I also pruned the roses in the back garden this weekend, but no photographs of that: that place looks like a wind storm swept through. I only had an hour or so, so I didn't do much, just the pruning, by which I mean I took down seven- and eight-foot long canes. (In some cases, I even yanked them out of the grass, where they had tried to root.)

I'm starting to think that those scabrosas might be climbers.

Wednesday 1 May 2013

weekly bloom, redux

I never meant to leave for so long. Actually, I had a whole post written in mid-April, but for some reason I didn't publish it, and then it fell out of my brain and now it's too old. It's the first of May, though, and it's 20 degrees outside, so it seems like a good time to bring back the weekly bloom, doesn't it?

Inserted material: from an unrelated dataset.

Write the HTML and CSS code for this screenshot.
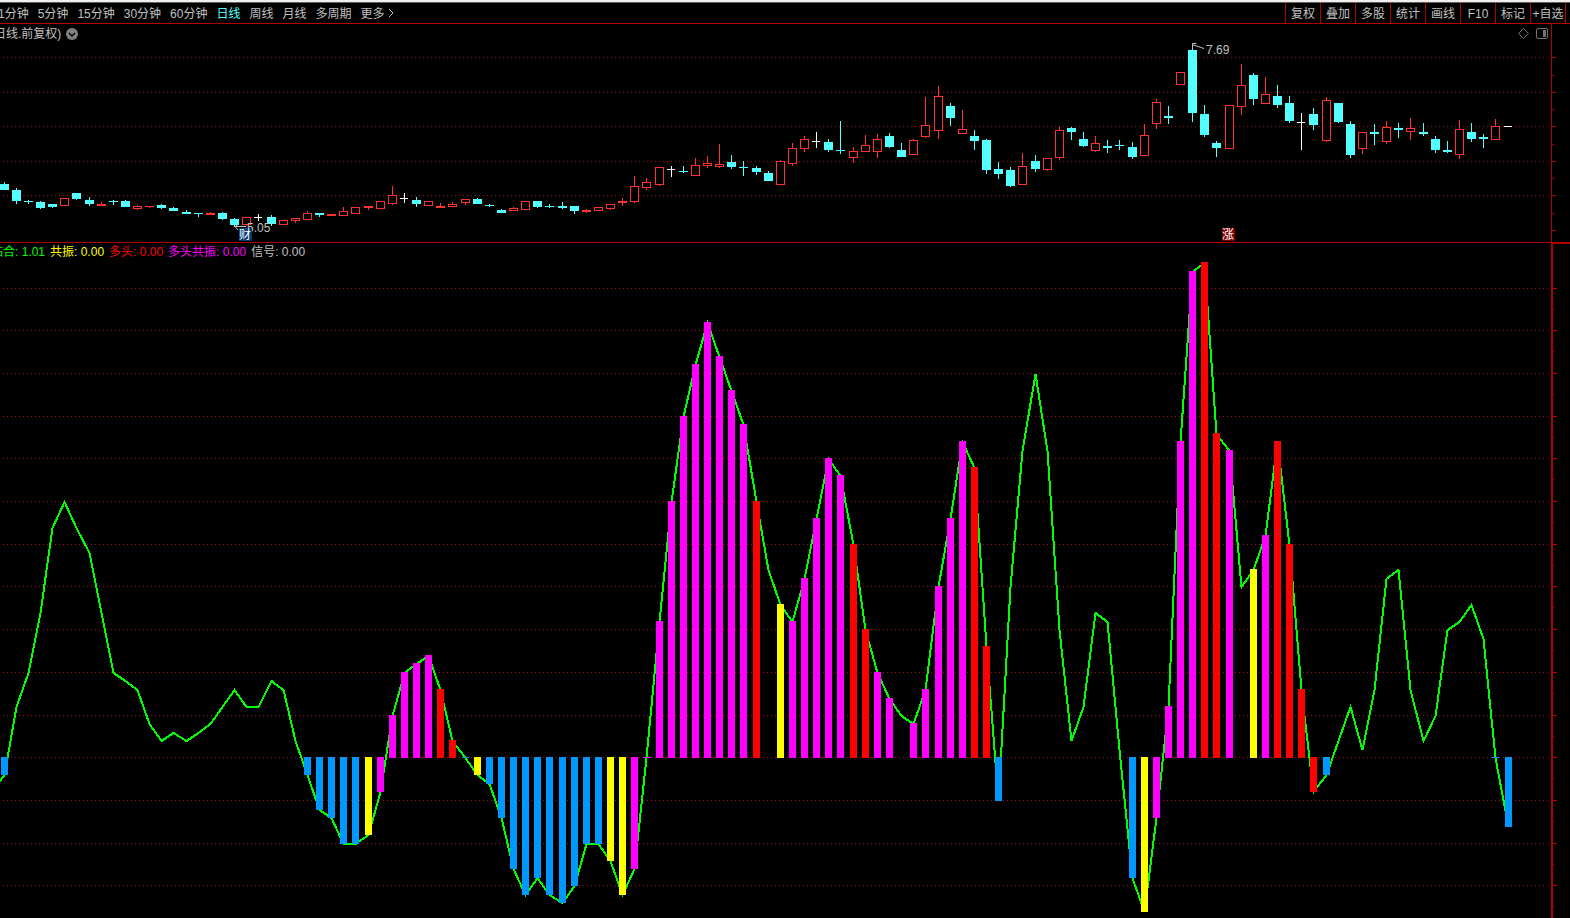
FILE: index.html
```html
<!DOCTYPE html>
<html lang="zh-CN">
  <head>
    <meta charset="UTF-8" />
    <title>日线</title>
    <link rel="stylesheet" href="styles.css">
  </head>
  <body>
    <header class="toolbar">
      <nav class="periods">
        <button type="button">1分钟</button>
        <button type="button">5分钟</button>
        <button type="button">15分钟</button>
        <button type="button">30分钟</button>
        <button type="button">60分钟</button>
        <button type="button" class="active">日线</button>
        <button type="button">周线</button>
        <button type="button">月线</button>
        <button type="button">多周期</button>
        <button type="button" class="more">更多
          <svg width="6" height="10" viewBox="0 0 6 10"><path d="M1 1l4 4-4 4" /></svg>
        </button>
      </nav>
      <div class="tools">
        <button type="button">复权</button>
        <button type="button">叠加</button>
        <button type="button">多股</button>
        <button type="button">统计</button>
        <button type="button">画线</button>
        <button type="button">F10</button>
        <button type="button">标记</button>
        <button type="button">+自选</button>
      </div>
    </header>

    <main>
      <section class="pane price">
        <svg id="priceChart" class="chart"></svg>
        <svg id="priceAxis" class="axis"></svg>
        <div class="pane-title">
          <span>日线.前复权)</span>
          <svg width="12" height="12" viewBox="0 0 12 12">
            <circle cx="6" cy="6" r="6" fill="#808080" />
            <path d="M3 5l3 3 3-3" fill="none" stroke="#000" stroke-width="1.4" />
          </svg>
        </div>
        <div class="pane-icons">
          <svg width="11" height="11" viewBox="0 0 11 11">
            <path d="M5.5 .5l5 5-5 5-5-5z" />
          </svg>
          <svg width="12" height="11" viewBox="0 0 12 11">
            <rect x=".5" y=".5" width="11" height="10" rx="1.5" />
            <rect class="solid" x="7" y="2" width="3" height="7" />
          </svg>
        </div>
      </section>

      <section class="pane indicator">
        <svg id="signalChart" class="chart"></svg>
        <svg id="signalAxis" class="axis"></svg>
        <div class="legend">
          <span class="c-green">粘合: 1.01</span>
          <span class="c-yellow">共振: 0.00</span>
          <span class="c-red">多头: 0.00</span>
          <span class="c-magenta">多头共振: 0.00</span>
          <span class="c-gray">信号: 0.00</span>
        </div>
      </section>
    </main>

    <script src="app.js"></script>
  </body>
</html>
```

FILE: styles.css
```css
/* Reset */
* {
  box-sizing: border-box;
}
html,
body {
  height: 100%;
  margin: 0;
  overflow: hidden;
}
body {
  display: flex;
  flex-direction: column;
  background: #000;
  color: #c0c0c0;
  font-family: "Liberation Sans", "Noto Sans CJK SC", sans-serif;
  font-size: 12px;
  line-height: 18px;
}
button {
  background: none;
  border: none;
  padding: 2px 0 0;
  color: inherit;
  font: inherit;
  white-space: nowrap;
  cursor: pointer;
}

/* Toolbar */
.toolbar {
  flex: none;
  display: flex;
  justify-content: space-between;
  height: 24px;
  border-bottom: 1px solid #b00000;
  background: linear-gradient(#f0f0f0 2px, #606060 2px, #606060 3px, #000 3px);
  padding-top: 3px;
}
.periods {
  display: flex;
  align-items: center;
  gap: 9px;
  margin-left: -2px;
}
.periods .active {
  color: #54ffff;
}
.more svg {
  fill: none;
  stroke: #c0c0c0;
}
.tools {
  display: flex;
  margin-right: 4px;
  border-right: 1px solid #b00000;
}
.tools button {
  width: 35px;
  border-left: 1px solid #b00000;
}

/* Panes */
main {
  flex: 1;
  display: flex;
  flex-direction: column;
  min-height: 0;
}
.pane {
  position: relative;
  display: flex;
}
.price {
  flex: none;
  height: 219px;
  border-bottom: 1px solid #b00000;
}
.indicator {
  flex: 1;
  min-height: 0;
}
.chart {
  flex: 1;
  min-width: 0;
  height: 100%;
}
.axis {
  flex: none;
  width: 19px;
  height: 100%;
  fill: #b00000;
}
.pane-title {
  position: absolute;
  top: 1px;
  left: -6px;
  display: flex;
  align-items: center;
  gap: 5px;
}
.pane-icons {
  position: absolute;
  top: 4px;
  right: 22px;
  display: flex;
  gap: 7px;
}
.pane-icons svg {
  fill: none;
  stroke: #707070;
}
.pane-icons .solid {
  fill: #707070;
  stroke: none;
}
.legend {
  position: absolute;
  top: 0;
  left: -9px;
  display: flex;
  gap: 5px;
  white-space: nowrap;
}

/* Chart parts */
.grid {
  stroke: #a01010;
  stroke-dasharray: 1 3;
}
.up {
  fill: #ff3232;
}
.up-body {
  fill: #000;
  stroke: #ff3232;
}
.down {
  fill: #54ffff;
}
.flat {
  fill: #fff;
}
.curve {
  fill: none;
  stroke: #00ff00;
  stroke-width: 2;
}
.bar-b {
  fill: #0098ff;
}
.bar-y {
  fill: #ffff00;
}
.bar-m {
  fill: #ff00ff;
}
.bar-r {
  fill: #ff0000;
}
.mark {
  fill: #c0c0c0;
}
.arrow {
  fill: none;
  stroke: #c0c0c0;
}
.badge-blue {
  fill: #003870;
}
.badge-red {
  fill: #800000;
}
.badge-text {
  fill: #fff;
}

.c-green {
  color: #00ff00;
}
.c-yellow {
  color: #ffff00;
}
.c-red {
  color: #ff0000;
}
.c-magenta {
  color: #ff00ff;
}
.c-gray {
  color: #c0c0c0;
}
```

FILE: app.js
```js
const SVG_NS = "http://www.w3.org/2000/svg";
const PITCH = 12.1275;
const PRICE_TOP = 24;
const ZERO = 514;
const UNIT = 8.54;

// kind (u = up, d = down, w = flat), high, body top, body bottom, low
const candles = `
d 182 184 190 190|d 188 190 201 204|d 200 201 202 204|d 201 202 208 209|d 204 204 207 208
u 198 198 206 206|d 193 193 199 200|d 197 200 204 206|u 202 204 206 206|d 200 201 202 205
d 200 201 207 207|u 205 206 209 210|u 206 206 207 208|d 204 205 208 209|d 207 208 211 211
d 210 212 214 214|d 213 213 214 217|u 212 213 215 215|d 212 213 219 220|d 218 219 225 226
u 217 217 225 226|w 214 217 218 221|d 215 217 224 226|u 220 220 225 225|u 218 218 221 223
u 211 213 220 220|d 213 213 215 217|u 214 214 216 216|u 207 211 216 216|u 207 207 214 214
u 206 206 208 210|u 201 201 209 209|u 186 195 204 205|w 193 198 199 203|d 197 200 204 207
u 201 201 206 206|u 203 206 208 208|u 202 204 207 207|u 199 199 203 205|d 198 199 204 204
d 204 205 206 207|d 209 210 213 213|u 207 208 211 211|u 201 201 210 210|d 201 201 207 208
d 204 206 207 208|d 202 206 208 209|d 206 206 211 214|u 209 210 212 213|u 207 207 211 211
u 204 204 209 210|u 198 201 203 206|u 176 186 202 203|u 178 182 188 190|u 167 167 185 186
w 166 169 170 177|d 166 171 172 173|u 158 165 176 176|u 156 163 166 168|u 144 164 167 168
d 155 162 167 169|d 161 167 168 176|d 166 168 172 175|d 171 173 181 181|u 160 161 185 185
u 143 148 164 166|u 136 139 149 152|w 132 141 142 148|d 139 142 150 152|d 121 150 151 154
u 147 151 158 163|u 135 145 152 152|u 134 139 152 158|d 133 136 147 148|d 143 150 157 157
u 139 140 155 155|u 97 125 137 138|u 86 96 131 139|d 103 106 118 126|u 110 129 134 134
d 130 136 141 150|d 139 140 170 174|d 162 169 174 179|d 167 170 186 187|u 153 166 185 185
d 155 161 169 172|u 158 158 170 171|u 127 130 158 160|d 127 128 132 140|d 132 139 146 147
u 136 143 151 152|d 140 146 148 153|d 140 145 146 150|d 142 147 157 159|u 124 135 156 156
u 99 102 124 129|d 106 116 118 124|u 72 72 85 85|d 45 50 113 122|d 105 114 135 137
d 141 143 148 157|u 105 105 149 149|u 64 85 107 115|d 73 75 99 105|u 77 94 104 104
d 85 96 105 108|d 96 103 121 123|w 113 122 123 150|d 108 114 125 130|u 97 100 141 142
d 103 103 122 123|d 121 124 155 158|u 132 132 149 154|d 124 132 134 145|u 121 127 142 144
d 123 128 130 138|u 118 128 132 140|d 123 132 134 136|d 136 139 150 153|d 141 150 152 153
u 120 129 155 159|d 123 132 139 142|d 134 137 139 148|u 119 126 140 140|w 126 126 127 127
`.trim().split(/[|\n]/);

// value, with a colour letter where the day also has a bar
const signals = `
-2b 6 10 17 27 30 27 24 17 10 9 8 4 2 3 2 3 4 6 8 6 6 9 8 2
-2b -6b -7b -10b -10b -9y -4m 5m 10m 11m 12m 8r 2r 0b -2y
-3b -7b -13b -16b -14b -16b -17b -15b -10b -10b -12y -16y -13m 0m 16m
30m 40m 46m 51m 47m 43m 39m 30r 22 18y 16m 21m 28m 35m 33m 25r 15r 10m 7m 5
4m 8m 20m 28m 37m 34r 13r -5b 20 36 45 36 15 2 6 17 16 1
-14b -18y -7m 6m 37m 57m 58r 38r 36m 20 22y 26m 37r 25r 8r -4r -2b
2 6 1 8 21 22 8 2 5 15 16 18 14 0b -8b
`.trim().split(/\s+/);

function add(parent, name, attrs, text) {
  const el = document.createElementNS(SVG_NS, name);
  for (const key in attrs) el.setAttribute(key, attrs[key]);
  if (text) el.textContent = text;
  parent.appendChild(el);
  return el;
}

function rect(parent, cls, x, y, width, height) {
  if (height > 0) add(parent, "rect", { class: cls, x, y, width, height });
}

function barLeft(i) {
  return Math.floor(1.2 + i * PITCH);
}

function drawGrid(svg, rows) {
  rows.forEach((y) => {
    add(svg, "line", { class: "grid", x1: 3, x2: "100%", y1: y + 0.5, y2: y + 0.5 });
  });
}

function drawPrice() {
  const svg = document.getElementById("priceChart");
  drawGrid(svg, [33, 68, 102, 137, 171]);

  candles.forEach((row, i) => {
    const [kind, ...values] = row.split(" ");
    const [high, top, bottom, low] = values.map((v) => v - PRICE_TOP);
    const x = barLeft(i);
    const cls = { u: "up", d: "down", w: "flat" }[kind];
    rect(svg, cls, x + 3, high, 1, top - high);
    rect(svg, cls, x + 3, bottom, 1, low - bottom);
    if (kind === "u" && bottom - top > 2) {
      rect(svg, "up-body", x - 0.5, top + 0.5, 8, bottom - top - 1);
    } else {
      rect(svg, cls, x - 1, top, kind === "w" ? 8 : 9, bottom - top);
    }
  });

  // highest and lowest price marks
  add(svg, "path", { class: "arrow", d: "M1204 24.5l-12-4M1192.5 25v-5.5h4" });
  add(svg, "text", { class: "mark", x: 1206, y: 30 }, "7.69");
  add(svg, "path", { class: "arrow", d: "M246 202.5h-12M238 206l-3-3.5 3-2" });
  add(svg, "text", { class: "mark", x: 247, y: 208 }, "5.05");

  rect(svg, "badge-blue", 239, 204, 13, 13);
  add(svg, "text", { class: "badge-text", x: 239, y: 215 }, "财");
  rect(svg, "badge-red", 1222, 204, 13, 13);
  add(svg, "text", { class: "badge-text", x: 1222, y: 215 }, "涨");

  const axis = document.getElementById("priceAxis");
  rect(axis, "", 0, 0, 1, 218);
  [33, 68, 102, 137, 171, 206].forEach((y) => rect(axis, "", 1, y, 4, 1));
  [51, 85, 120, 154, 189].forEach((y) => rect(axis, "", 1, y, 2, 1));
}

function drawSignals() {
  const svg = document.getElementById("signalChart");
  const axis = document.getElementById("signalAxis");
  const yOf = (value) => Math.ceil(ZERO - 0.2 - value * UNIT);
  const rows = [];
  for (let v = 55; v >= -15; v -= 5) rows.push(yOf(v));
  drawGrid(svg, rows);

  const points = signals.map((s, i) => `${barLeft(i) + 3.5},${yOf(parseInt(s, 10)) + 1}`);
  points.unshift("-8,549");
  add(svg, "polyline", { class: "curve", points: points.join(" "), "shape-rendering": "crispEdges" });

  signals.forEach((s, i) => {
    const color = s.match(/[bymr]/);
    if (!color) return;
    const value = parseInt(s, 10);
    const y = yOf(value);
    const cls = "bar-" + color[0];
    if (value > 0) rect(svg, cls, barLeft(i), y, 7, ZERO + 1 - y);
    else rect(svg, cls, barLeft(i), ZERO, 7, y - ZERO + 1);
  });

  rect(axis, "", 0, 0, 19, 1);
  add(axis, "rect", { x: 0, y: 0, width: 2, height: "100%" });
  rows.forEach((y) => {
    rect(axis, "", 2, y, 4, 1);
    rect(axis, "", 2, y + 21, 1, 1);
  });
}

drawPrice();
drawSignals();
```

The Giuseppe Verdi tulips have been blooming for almost two weeks now — since the last week of April. This is almost precisely when they bloomed in 2011, as well. (They bloomed a full month earlier in 2012, but we all know that 2012 Does Not Count.) They're almost done, but the mid- and late-spring tulips are springing up right behind them.

I know that often tulips don't act like perennials, but I have to say: this is the third year they've sprung up, and I've only ever planted them once. The lazy gardener (oh, what an apt name) in me is very pleased. I don't know that they've multiplied, exactly, but they've been very dependable for the last three years and I am grateful.

More later. I actually spent almost two hours in the garden over the weekend, cleaning up, and now it looks much tidier and less ... neglected. The roses all seem to have survived, the Oriental poppies are staging a comeback, and there's even a chance I could get peonies this year.